7 January 2001 | burneyfan
A witty and observant comedy.
Loli, played by Victoria Abril, has given up a promising career as a dancer to become the wife of a womanising estate agent; and though she knows of one woman he has had an affair with and has forgiven him, she knows nothing about any of the others - not even her own baby-sitter! No. Her main complaint against him is not his promiscuity but that he takes her for granted and shows her little affection. So, when a butch lesbian, played by Josiane Balasko, appears on the scene, stopping at the house to ask for water for her van's radiator, she is a ripe fruit waiting to be picked. And this kind, mature, worldly-wise lesbian is an expert in the art of seduction.

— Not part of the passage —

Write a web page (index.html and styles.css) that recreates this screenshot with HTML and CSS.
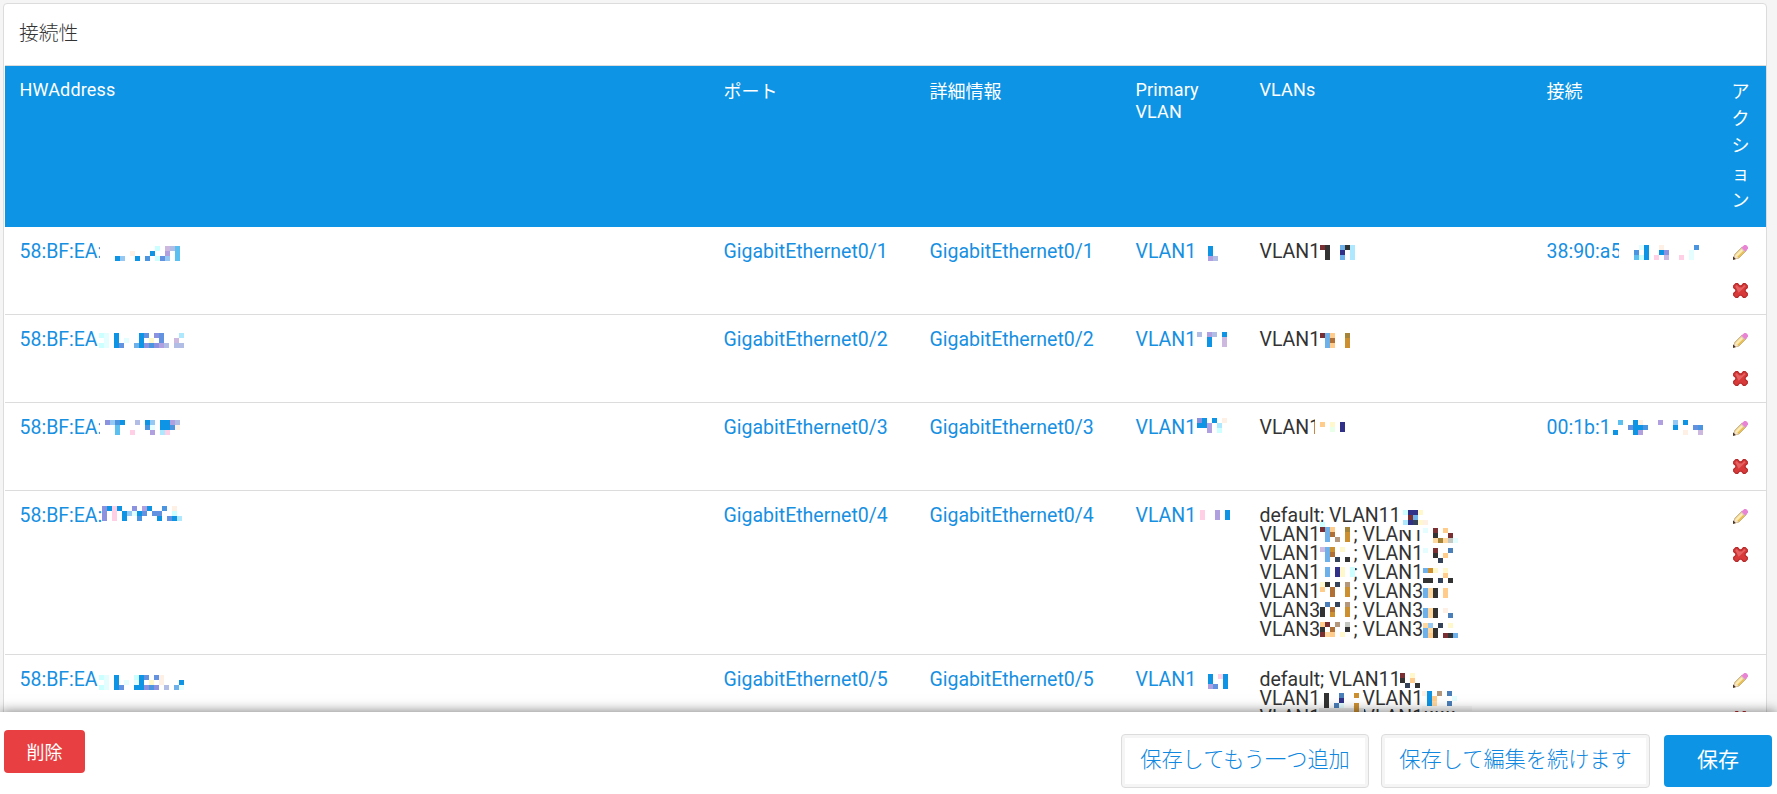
FILE: index.html
```html
<!DOCTYPE html>
<html lang="ja">
<head>
    <meta charset="UTF-8">
    <meta name="viewport" content="width=device-width, initial-scale=1.0">
    <title>接続性</title>
    <link rel="stylesheet" href="styles.css">
</head>
<body>
    <svg class="defs" width="0" height="0">
        <symbol id="pencil" viewBox="0 0 16 16">
            <path d="M1 15l1-5 8-8 4 4-8 8z" fill="#f5dda0" stroke="#b99a62" stroke-width="1"/>
            <path d="M3.500 11.500l7-7" stroke="#fff0b8" stroke-width="1.500"/>
            <path d="M5.500 13l7-7" stroke="#e8bd45" stroke-width="1.500"/>
            <path d="M1 15l1-4.500 3.500 3.500z" fill="#f4e4ce"/>
            <path d="M0 16v-4l3 3z" fill="#4a3527"/>
            <path d="M9 3l3-3h2l2 2v2l-3 3z" fill="#e884d4"/>
            <path d="M8.500 3.500l4 4" stroke="#c9bfc4" stroke-width="1"/>
        </symbol>
        <symbol id="cross" viewBox="0 0 16 16">
            <path d="M3 .7l2 0 2 2.300h2l2-2.300h2l2.300 2.300v2l-2.300 2v2l2.300 2v2l-2.300 2.300h-2l-2-2.300h-2l-2 2.300h-2l-2.300-2.300v-2l2.300-2v-2l-2.300-2v-2z" fill="#d83a3a" stroke="#b52a2a" stroke-width="1.200"/>
            <path d="M2.500 3.500l1.500-1.300 2.500 2.600h3l2.500-2.600 1.500 1.300-7.500 7z" fill="#ec7272" opacity=".7"/>
        </symbol>
    </svg>

    <main class="content">
        <section class="panel">
            <h2>接続性</h2>

            <div class="row head">
                <div>HWAddress</div>
                <div class="jp">ポート</div>
                <div class="jp">詳細情報</div>
                <div>Primary VLAN</div>
                <div>VLANs</div>
                <div class="jp">接続</div>
                <div class="jp">アクション</div>
            </div>

            <div class="row">
                <div id="hw1"><a>58:BF:EA:</a></div>
                <div><a>GigabitEthernet0/1</a></div>
                <div><a>GigabitEthernet0/1</a></div>
                <div id="primary1"><a>VLAN1</a></div>
                <div id="vlans1">VLAN1</div>
                <div id="conn1"><a>38:90:a5</a></div>
                <div class="actions"><svg><use href="#pencil"/></svg><svg><use href="#cross"/></svg></div>
            </div>

            <div class="row">
                <div id="hw2"><a>58:BF:EA</a></div>
                <div><a>GigabitEthernet0/2</a></div>
                <div><a>GigabitEthernet0/2</a></div>
                <div id="primary2"><a>VLAN1</a></div>
                <div id="vlans2">VLAN1</div>
                <div></div>
                <div class="actions"><svg><use href="#pencil"/></svg><svg><use href="#cross"/></svg></div>
            </div>

            <div class="row">
                <div id="hw3"><a>58:BF:EA:</a></div>
                <div><a>GigabitEthernet0/3</a></div>
                <div><a>GigabitEthernet0/3</a></div>
                <div id="primary3"><a>VLAN1</a></div>
                <div id="vlans3">VLAN1</div>
                <div id="conn3"><a>00:1b:1</a></div>
                <div class="actions"><svg><use href="#pencil"/></svg><svg><use href="#cross"/></svg></div>
            </div>

            <div class="row tall">
                <div id="hw4"><a>58:BF:EA:</a></div>
                <div><a>GigabitEthernet0/4</a></div>
                <div><a>GigabitEthernet0/4</a></div>
                <div id="primary4"><a>VLAN1</a></div>
                <div id="vlans4">
                    default; VLAN11<br>
                    <span class="tag">VLAN1</span>; VLAN1<br>
                    <span class="tag">VLAN1</span>; VLAN1<br>
                    <span class="tag">VLAN1</span>; VLAN1<br>
                    <span class="tag">VLAN1</span>; VLAN3<br>
                    <span class="tag">VLAN3</span>; VLAN3<br>
                    <span class="tag">VLAN3</span>; VLAN3
                </div>
                <div></div>
                <div class="actions"><svg><use href="#pencil"/></svg><svg><use href="#cross"/></svg></div>
            </div>

            <div class="row tall">
                <div id="hw5"><a>58:BF:EA</a></div>
                <div><a>GigabitEthernet0/5</a></div>
                <div><a>GigabitEthernet0/5</a></div>
                <div id="primary5"><a>VLAN1</a></div>
                <div id="vlans5">
                    default; VLAN11<br>
                    <span class="tag">VLAN1</span>; VLAN1<br>
                    <span class="tag">VLAN1</span>; VLAN1000
                </div>
                <div></div>
                <div class="actions"><svg><use href="#pencil"/></svg><svg><use href="#cross"/></svg></div>
            </div>
        </section>
    </main>

    <footer class="toolbar">
        <button class="delete">削除</button>
        <div class="save-buttons">
            <button class="secondary">保存してもう一つ追加</button>
            <button class="secondary">保存して編集を続けます</button>
            <button class="primary">保存</button>
        </div>
    </footer>

    <script src="mosaic.js"></script>
</body>
</html>
```
FILE: styles.css
```css
* {
    box-sizing: border-box;
}

body {
    margin: 0;
    height: 100vh;
    display: flex;
    flex-direction: column;
    overflow: hidden;
    background: #f5f5f5;
    color: #333;
    font-family: Roboto, "Noto Sans CJK JP", sans-serif;
    font-size: 19.5px;
    line-height: 19px;
}

.defs {
    position: absolute;
}

.content {
    flex: 1;
    min-height: 0;
    overflow: hidden;
    padding: 3px 10px 0 3px;
}

.panel {
    background: #fff;
    border: 1px solid #dcdcdc;
    border-radius: 4px;
    padding-left: 1px;
}

.panel h2 {
    margin: 0;
    height: 62px;
    padding-left: 14px;
    border-bottom: 1px solid #dcdcdc;
    font-size: 19.8px;
    font-weight: 300;
    line-height: 60px;
    color: #333;
}

.row {
    display: grid;
    grid-template-columns: 704px 206px 206px 124px 287px 185px 49px;
    height: 88px;
    border-bottom: 1px solid #dcdcdc;
}

.row > div {
    position: relative;
    padding: 15px 15px 0 14.5px;
}

.row.tall {
    height: 164px;
}

.row.head {
    height: 161px;
    border-bottom: none;
    background: #0e94e4;
    color: #fff;
    font-size: 18px;
    letter-spacing: 0.15px;
    line-height: 22px;
}

.row.head > div {
    padding-top: 13px;
}

.row.head .jp {
    padding-top: 12px;
    letter-spacing: 0;
    line-height: 27.2px;
}

.row.head .jp:last-child {
    padding-right: 14px;
    word-break: break-all;
    line-break: anywhere;
}

a {
    color: #1790e2;
}

.tag {
    display: inline-block;
    width: 94px;
}

.row .actions {
    display: flex;
    flex-direction: column;
    gap: 23px;
    padding-top: 18px;
    padding-left: 16px;
}

.actions svg {
    width: 15px;
    height: 15px;
    flex: none;
}

/* pixelated patches over the hidden part of an address */
.mosaic {
    position: absolute;
}

.toolbar {
    position: relative;
    height: 82px;
    display: flex;
    justify-content: space-between;
    align-items: flex-start;
    padding: 18px 5px 0 4px;
    background: #fff;
    box-shadow: 0 0 12px rgba(0, 0, 0, 0.55);
}

button {
    margin: 0;
    padding: 0;
    border: none;
    border-radius: 4px;
    font-family: "Noto Sans CJK JP", sans-serif;
    font-weight: 300;
}

.delete {
    width: 81px;
    height: 43px;
    padding-bottom: 1px;
    background: #e84042;
    color: #fff;
    font-size: 18px;
    font-weight: 400;
}

.save-buttons {
    display: flex;
    align-items: center;
    gap: 12px;
    padding-top: 4px;
}

.secondary {
    width: 248px;
    height: 54px;
    padding-bottom: 7px;
    background: #fff;
    border: 1px solid #dcdcdc;
    box-shadow: inset 0 0 0 3px #f5f5f5;
    color: #1088e0;
    font-size: 21.2px;
}

.secondary + .secondary {
    width: 269px;
}

.primary {
    width: 108px;
    height: 52px;
    margin-left: 2px;
    padding-bottom: 7px;
    background: #0e94e4;
    color: #fff;
    font-size: 21px;
    font-weight: 400;
}
```
FILE: mosaic.js
```js
// One letter per 5px block, a dot is left empty
const SIZE = 5;

const colors = {
    B: '#0d94e4', b: '#5bbff0', l: '#95c8f2', m: '#6393e0', x: '#4a94e0',
    p: '#b0a0e0', v: '#8b93e0', z: '#b2bde6', f: '#cdb8e0', h: '#aee8ff',
    c: '#ccffff', e: '#e4fdff', y: '#fff8cc', o: '#fff0e6', q: '#ffd0e5',
    k: '#333333', r: '#7a3032', w: '#6db0ea', s: '#ffcc8c', t: '#ffd8a0',
    n: '#b07035', d: '#cc9030', u: '#a58338', i: '#303088', j: '#35435a',
    a: '#4a7fba', g: '#e8ffe8', N: '#b5977c', G: '#c4c8c0', L: '#ebebeb',
    M: '#f8f8f8', P: '#66609a', W: '#ffffff'
};

// cell id, left, top, rows
const patches = [
    ['hw1', 95, 14, 'W/W/W/W'],
    ['hw1', 110, 19, '..WW....c.fzb/...o...B..p.b/BlW.B.x.cml.b'],
    ['hw2', 94, 18, 'ce.B....Bm.vm...h/.e.B.e..B.y.m..f./ce.Bm..wBvxvpz.zz'],
    ['hw3', 95, 14, 'W/W/W/W'],
    ['hw3', 100, 17, 'vlxB..z.Bl.BBpz/..b.....xe.BBxo/..b..q...p.hq..'],
    ['hw4', 97, 15, 'vBqB..v.pB..x.o./v.q.BleBm.mm..c./v.q.B..x...B.mBh'],
    ['hw5', 94, 20, 'ce.B...cBm.mo..../.e.B.e.eB.y.o...B/ce.Bm..BBvxv.z.we'],

    ['primary1', 87, 19, 'B./B./pz'],
    ['primary2', 76, 17, 'z.pz.B/..B..f/..B..f'],
    ['primary3', 76, 15, 'vB.B.o/BBp.h./..p.c.'],
    ['primary4', 79, 19, 'q..p.B/q..p.B'],
    ['primary5', 87, 19, 'B.qB/B..B/pm.B'],

    ['vlans1', 75, 18, 'rk..wkh/.k..i.h/.k..w.h'],
    ['vlans2', 75, 18, 'rws..u/.wn..d/.ws..d'],
    ['vlans3', 70, 14, 'W...../Ws.y.i/W..g.i/W.....'],

    ['vlans4', 158, 19, 'ciiy./.rw../hijyo'],
    ['vlans4', 154, 34, 'WWWWW'],
    ['vlans4', 75, 31, 'c...../rws..u/.wn..d/.w.N.d'],
    ['vlans4', 178, 37, 'e.r.s../..k..r./..tutGe'],
    ['vlans4', 75, 56, 'fwd.y./.wn.../.w.j.k'],
    ['vlans4', 178, 57, 'e.r..a/..k.s./...j..'],
    ['vlans4', 75, 76, '.w.iy.c/.w.iy.c'],
    ['vlans4', 178, 77, 'wdy.y./....s./kk.j.k'],
    ['vlans4', 75, 91, 'yk.j.N/s.n..d/..n..d'],
    ['vlans4', 178, 97, 'wtk.s/wtk.s'],
    ['vlans4', 75, 111, '.a.j.N/k.n..d/k.d..d'],
    ['vlans4', 178, 117, 'wtk.o./wtk..a'],
    ['vlans4', 75, 131, 'sr.N.G/k.n..k/rts.y.'],
    ['vlans4', 178, 132, 'tl.j.y./wtk..../wsk.rkw'],

    ['vlans5', 155, 18, 'r.y./k.s./.j.k'],
    ['vlans5', 74, 38, 'Wk..a..dW/Wk..i..WW/Wk.ae..dW/LLLLLLLdL/LLLLLLLPL'],
    ['vlans5', 177, 36, 'oB.N.a..../.Bs...e.../.Bt..a..../MMMMMMMMMM'],

    ['conn1', 87, 14, 'W/W/W/W'],
    ['conn1', 92, 18, '...eB..o......x/..x.B..Bv....e./..bcB.q.f..q.e.'],
    ['conn3', 81, 17, '.b..Bo...p..l.B.../...mBBx.....B...mx/B...Bp........o..f']
];

patches.forEach(([id, left, top, data]) => {
    const rows = data.split('/');
    const svg = document.createElementNS('http://www.w3.org/2000/svg', 'svg');
    svg.setAttribute('class', 'mosaic');
    svg.setAttribute('width', Math.max(...rows.map(r => r.length)) * SIZE);
    svg.setAttribute('height', rows.length * SIZE);
    svg.style.left = left + 'px';
    svg.style.top = top + 'px';

    rows.forEach((row, y) => {
        [...row].forEach((key, x) => {
            if (key === '.') return;
            const rect = document.createElementNS('http://www.w3.org/2000/svg', 'rect');
            rect.setAttribute('x', x * SIZE);
            rect.setAttribute('y', y * SIZE);
            rect.setAttribute('width', SIZE);
            rect.setAttribute('height', SIZE);
            rect.setAttribute('fill', colors[key]);
            svg.appendChild(rect);
        });
    });

    document.getElementById(id).appendChild(svg);
});
```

On an evening out together, the husband, played by Alain Chabat, already annoyed at the lesbian's intrusion into his home with his wife's encouragement, is driven into a blind fury when he discovers the lesbian's hand half way up his wife's thigh and sees them dancing together in a way that is very intimate. From this follow many scenes of shouting and screaming, jealousy and rage. You feel for the husband's usurpation and his humiliation at being rejected for a lesbian - though you rejoice at his come-uppance - and you feel for the wife who deserves the affection she has been so long denied, and you feel for the lesbian with a loving heart who wants only to make the wife happy - though others may condemn her for destroying a relatively happy marriage. The husband hates her so much and is so desperate to get rid of her that he is willing to do anything to get her to leave.
But despite all the passion and jealousy this is a light comedy and not a heavy drama, and you have the feeling all along that everything will work out well in the end. And it does. The moral of the story, affirmed at the end, is that the only things that matter are love, tenderness and affection and if we get those the source's sexual gender is immaterial; we are all bisexual.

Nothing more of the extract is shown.